Another red flag is vague language about what the service actually does. If you cannot tell whether you are getting legal representation, document preparation, or just access to blank forms, that is a problem. You should know exactly what support is being offered.

Be cautious if bilingual help appears limited to sales conversations but disappears once the process starts. Intake is only the beginning. Clients need language access when reviewing case information, confirming details, and preparing final documents.

It is also worth watching for one-size-fits-all forms. Divorce cases may be agreed, but they are not identical. Children, separate property, debt allocation, and name changes all affect what paperwork is needed.

Why bilingual support matters in uncontested divorce cases

People sometimes assume agreed divorces are simple enough that language support is optional. In practice, that is rarely true. Even cooperative spouses can get tripped up by legal terms, filing instructions, or misunderstandings about what a decree says.

Bilingual support can help both spouses stay on the same page.
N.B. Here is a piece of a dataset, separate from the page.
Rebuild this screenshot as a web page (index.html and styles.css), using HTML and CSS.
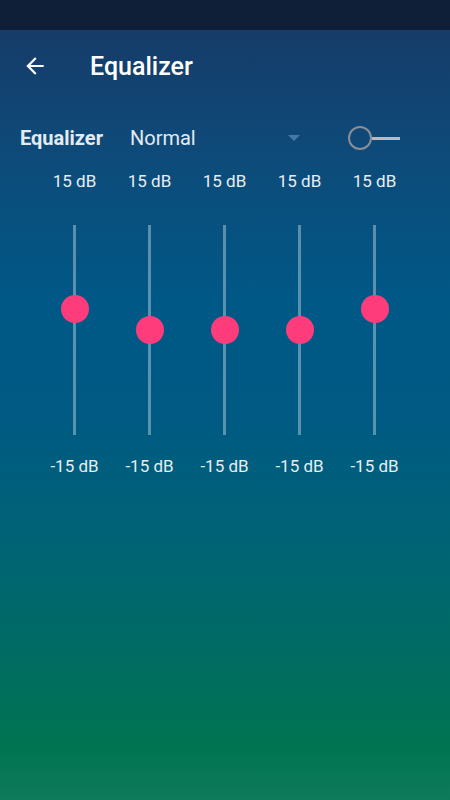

That often reduces tension because expectations are clearer from the beginning. It can also make it easier to gather information correctly the first time, which saves time and lowers the chance of correction requests later.

For families with children, this clarity matters even more. Parenting terms, possession schedules, and support details should be understood fully before anything is signed. When those conversations happen in the language people are most comfortable using, the process tends to be calmer and more accurate.

A practical way to choose the right option

If your divorce is agreed and you mainly need help completing the process correctly, look for a Texas-focused service that offers bilingual communication, clear pricing, and procedural guidance from start to finish. That combination usually fits people who want to avoid unnecessary legal fees while still getting organized support.

If your case involves disputes, intimidation, hidden finances, or serious concerns about children, representation from a qualified attorney is usually the safer path, even if it costs more. The right choice depends on the facts of your case, not just your budget.

For Texans comparing services, the best option is often the one that makes the process understandable and keeps the case moving. Ready Divorce Service is one example of a support model built around affordable uncontested divorce help, with bilingual accessibility and a strong focus on accurate document preparation and step-by-step guidance.

When you review bilingual divorce assistance options, think about more than language alone. The goal is to find support that helps you understand the process, complete the paperwork correctly, and move forward with less stress. The right help should make a difficult season feel more manageable, not more complicated.